Burcon handles her Claire character quite well. She has the chore of being off-balance and unsure throughout the play, and she manages the task in pajamas the whole time without getting monotonous. O’Lear as Limping Man also has a tough task of being anguished, duplicitous and manic all at once. Adam Kabot plays Millett, a sweet-hearted former janitor whose alter ego hand-puppet handles communicating his angst through four letter words. Eisengruber’s Richard toggles between super sweet, patient, adoring husband and a more dark and controlling spouse. Joseph Feldman plays Kenny, Claire and Richard’s son, who mostly gives us a lot of teenager angst.
This is broad comedy. And it is an early work of Lindsay-Abaire who went on to win a Pulitzer for his play, Rabbit Hole, as well as numerous accolades for his play Good People, which just had a run at Open Book Theatre in Trenton.
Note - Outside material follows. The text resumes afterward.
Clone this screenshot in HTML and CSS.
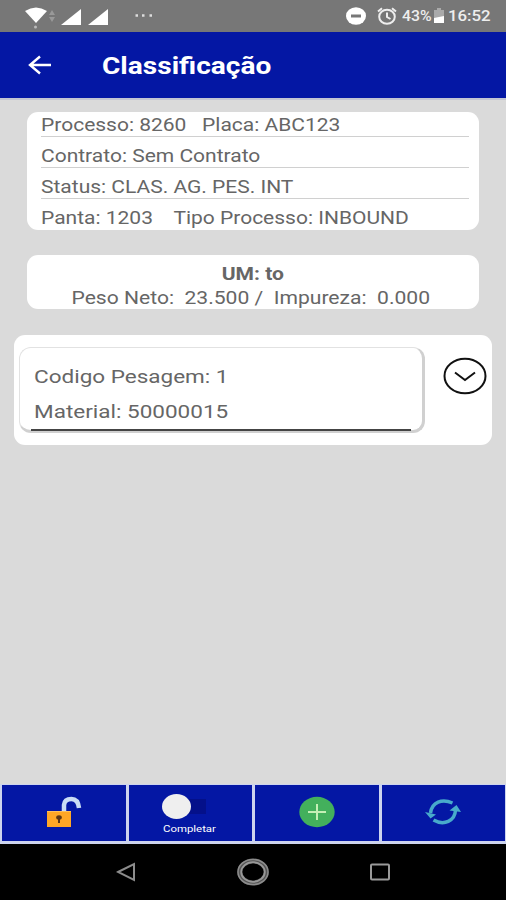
FILE: index.html
```html
<!DOCTYPE html>
<html lang="pt-br">
<head>
    <meta charset="UTF-8">
    <title>Classificação</title>
    <link rel="stylesheet" href="styles.css">
</head>
<body>
<div class="status-bar">
    <svg class="signal" width="140" height="32" viewBox="0 0 140 32">
        <path d="M25 11Q36 4 47 11L36 23Z" fill="#fff"/>
        <circle cx="35.500" cy="27" r="1.500" fill="#bbb"/>
        <path d="M49 15L52 10L55 15ZM49 17L52 22L55 17Z" fill="#999"/>
        <path d="M61 25L81 9V25ZM88 25L108 9V25Z" fill="#fff"/>
        <path d="M135.500 15.500h2.500" stroke="#ddd" stroke-width="2.500"/>
    </svg>
    <svg class="dots" width="14" height="32" viewBox="0 0 14 32">
        <path d="M2 15.500h2.500M9.500 15.500h2.500" stroke="#ddd" stroke-width="2.500"/>
    </svg>
    <svg class="silent" width="20" height="18" viewBox="0 0 20 18">
        <ellipse cx="10" cy="9" rx="10" ry="8.700" fill="#fff"/>
        <path d="M5 9h10" stroke="#777" stroke-width="3"/>
    </svg>
    <svg class="alarm" width="20" height="18" viewBox="0 0 20 18" fill="none" stroke="#eee" stroke-width="2">
        <ellipse cx="10" cy="9.700" rx="7.800" ry="7"/>
        <path d="M10 5.500V10L13.500 12M1 4.500L5 1.300M19 4.500L15 1.300"/>
    </svg>
    <div class="percent"><span class="wide">43%</span></div>
    <svg class="battery" width="12" height="16" viewBox="0 0 12 16">
        <path d="M1 2H4V0H8V2H11V15H1Z" fill="#aaa"/>
        <path d="M1 10L11 8V15H1Z" fill="#fff"/>
    </svg>
    <div class="clock"><span class="wide">16:52</span></div>
</div>
<div class="header">
    <svg class="back" width="24" height="20" viewBox="0 0 24 20" fill="none" stroke="#fff" stroke-width="2.400">
        <path d="M23 10H2M12 1.500L2 10L12 18.500"/>
    </svg>
    <h1><span class="wide">Classificação</span></h1>
</div>
<div class="content">
    <div class="card info">
        <div class="row"><span class="wide">Processo: 8260 &nbsp; Placa: ABC123</span></div>
        <div class="row"><span class="wide">Contrato: Sem Contrato</span></div>
        <div class="row"><span class="wide">Status: CLAS. AG. PES. INT</span></div>
        <div class="row"><span class="wide">Panta: 1203 &nbsp;&nbsp; Tipo Processo: INBOUND</span></div>
    </div>
    <div class="card weight">
        <div class="unit"><span class="wide">UM: to</span></div>
        <div><span class="wide">Peso Neto: &nbsp;23.500 / &nbsp;Impureza: &nbsp;0.000</span></div>
    </div>
    <div class="card item">
        <div class="item-box">
            <div class="item-text">
                <div><span class="wide">Codigo Pesagem: 1</span></div>
                <div><span class="wide">Material: 50000015</span></div>
            </div>
        </div>
        <svg class="expand" width="44" height="38" viewBox="0 0 44 38" fill="none" stroke="#111" stroke-width="2">
            <ellipse cx="22" cy="19" rx="20.500" ry="17.300"/>
            <path d="M12 15.500L22 23L32 15.500"/>
        </svg>
    </div>
</div>
<div class="toolbar">
    <div class="button">
        <svg width="36" height="32" viewBox="0 0 36 32">
            <path d="M18 15V9Q18.500 3 25.500 3Q32 3 33 12" fill="none" stroke="#c9dcf5" stroke-width="4.500"/>
            <rect x="1" y="15" width="24" height="16" fill="#ffa726"/>
            <path d="M1 15.500H25" stroke="#ffc05a"/>
            <ellipse cx="13" cy="21.500" rx="2.800" ry="2.200" fill="#5a3515"/>
            <path d="M13 22v5" stroke="#5a3515" stroke-width="2"/>
        </svg>
    </div>
    <div class="button complete">
        <div class="switch"></div>
        <div class="label"><span class="wide">Completar</span></div>
    </div>
    <div class="button">
        <svg width="36" height="32" viewBox="0 0 36 32">
            <ellipse cx="18" cy="16" rx="17.700" ry="15.200" fill="#43b05c"/>
            <path d="M9 16H27M18 8V24" stroke="#c5efb5" stroke-width="2"/>
        </svg>
    </div>
    <div class="button">
        <svg width="36" height="32" viewBox="0 0 36 32" fill="none" stroke="#48aacb" stroke-width="3.500">
            <path d="M27.500 7C17 2.500 7 6 5.500 17M8.500 24C19 30 30 25 30.500 14"/>
            <path d="M0 16L11 18.500L5.500 22.500ZM24.500 14.500L31.500 9L36 16Z" fill="#48aacb" stroke="none"/>
        </svg>
    </div>
</div>
<div class="nav">
    <svg width="20" height="20" viewBox="0 0 20 20" fill="none" stroke="#8c8c8c" stroke-width="2">
        <path d="M2 10L18 2V18Z"/>
    </svg>
    <svg width="34" height="28" viewBox="0 0 34 28">
        <ellipse cx="17" cy="14" rx="13.200" ry="11" fill="none" stroke="#555" stroke-width="5"/>
        <ellipse cx="17" cy="14" rx="15" ry="12.500" fill="none" stroke="#8c8c8c" stroke-width="1.500"/>
        <ellipse cx="17" cy="14" rx="11.800" ry="9.800" fill="none" stroke="#999" stroke-width="1.800"/>
    </svg>
    <svg width="20" height="18" viewBox="0 0 20 18" fill="none" stroke="#999" stroke-width="2">
        <rect x="1" y="1.500" width="18" height="15" rx="1"/>
    </svg>
</div>
</body>
</html>
```
FILE: styles.css
```css
*{
    margin: 0;
    padding: 0;
    box-sizing: border-box;
}
body{
    width: 506px;
    height: 900px;
    display: flex;
    flex-direction: column;
    overflow: hidden;
    background: #dadada;
    font-family: Roboto, "Liberation Sans", sans-serif;
    font-size: 17.5px;
    color: #666;
    white-space: nowrap;
}
svg{
    display: block;
    flex: none;
}
.wide{
    display: inline-block;
    transform: scaleX(1.2);
    transform-origin: left center;
}
.status-bar{
    height: 32px;
    background: #777;
    display: flex;
    align-items: center;
    color: #eee;
    font-size: 14px;
    font-weight: 500;
}
.silent{
    margin-left: 192px;
}
.alarm{
    margin-left: 11px;
}
.percent{
    width: 31px;
    margin-left: 5px;
}
.percent .wide{
    transform: scaleX(1.13);
}
.clock{
    margin-left: 3px;
}
.header{
    height: 66px;
    background: #0417a4;
    display: flex;
    align-items: center;
    padding-left: 28px;
    color: #fff;
}
.header h1{
    margin-left: 50px;
    font-size: 23px;
    line-height: 30px;
    font-weight: 700;
    padding-top: 4px;
}
.header .wide{
    transform: scaleX(1.22);
}
.content{
    flex: 1;
    border-top: 2px solid #c3c5d3;
    padding: 12px 14px 0;
}
.card{
    background: #fff;
    border-radius: 11px;
}
.info{
    height: 118px;
    margin: 0 13px;
    padding: 0 10px 0 14px;
}
.row{
    height: 31px;
    line-height: 39px;
    border-bottom: 1px solid #d0d0d0;
}
.row:first-child{
    height: 25px;
    line-height: 27px;
}
.row:last-child{
    border-bottom: none;
}
.weight{
    height: 54px;
    margin: 25px 13px 0;
    padding-top: 7px;
    line-height: 24px;
    text-align: center;
}
.weight .wide{
    transform: scaleX(1.205);
    transform-origin: center;
}
.weight div:last-child .wide{
    transform: translateX(-2px) scaleX(1.205);
}
.unit{
    font-weight: 700;
}
.item{
    height: 110px;
    margin-top: 26px;
    padding: 12px 5px;
    display: flex;
}
.item-box{
    width: 406px;
    height: 86px;
    padding: 0 11px;
    border: 1px solid #e2e2e2;
    border-right: 3px solid #d0d0d0;
    border-bottom: 3px solid #d0d0d0;
    border-radius: 12px;
}
.item-text{
    height: 83px;
    padding: 11px 0 0 3px;
    line-height: 35px;
    font-size: 18px;
    border-bottom: 2px solid #444;
}
.item-text .wide{
    transform: scaleX(1.25);
}
.expand{
    margin: 10px 0 0 18px;
}
.toolbar{
    height: 60px;
    background: #cdd4ee;
    padding: 1px 1px 3px 2px;
    display: grid;
    grid-template-columns: repeat(4, 1fr);
    gap: 3px;
}
.button{
    background: #0417a4;
    display: flex;
    align-items: center;
    justify-content: center;
    padding-bottom: 3px;
}
.complete{
    flex-direction: column;
    align-items: flex-start;
    justify-content: flex-start;
    padding-left: 33px;
    padding-top: 9px;
    color: #fff;
}
.switch{
    width: 45px;
    height: 25px;
    background: linear-gradient(#04108a, #04108a) 20px 5px / 24px 15px no-repeat;
}
.switch::before{
    content: "";
    display: block;
    width: 29px;
    height: 25px;
    border-radius: 50%;
    background: #efefef;
}
.label{
    margin-top: 3px;
    padding-left: 1px;
    font-size: 9.5px;
    line-height: 14px;
}
.nav{
    height: 56px;
    background: #000;
    display: flex;
    align-items: center;
    justify-content: center;
    gap: 100px;
}
```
Farce is a tricky business. Most of the time the company gets it right. The larger question is whether Lindsay –Abaire chose the right approach to convey his themes. At times, the script feels like to has too much stuff coming at us–especially when Gerty is stroke-talking with a mouthful of marbles.
But in a way, I think the playwright is using Gerty to make us slow down and listen carefully to what is being said, and ultimately what is being felt in the story. In any case, Fuddy Meers is diverting and thought provoking even if it is not one of Lindsay-Abaire’s most coherent scripts.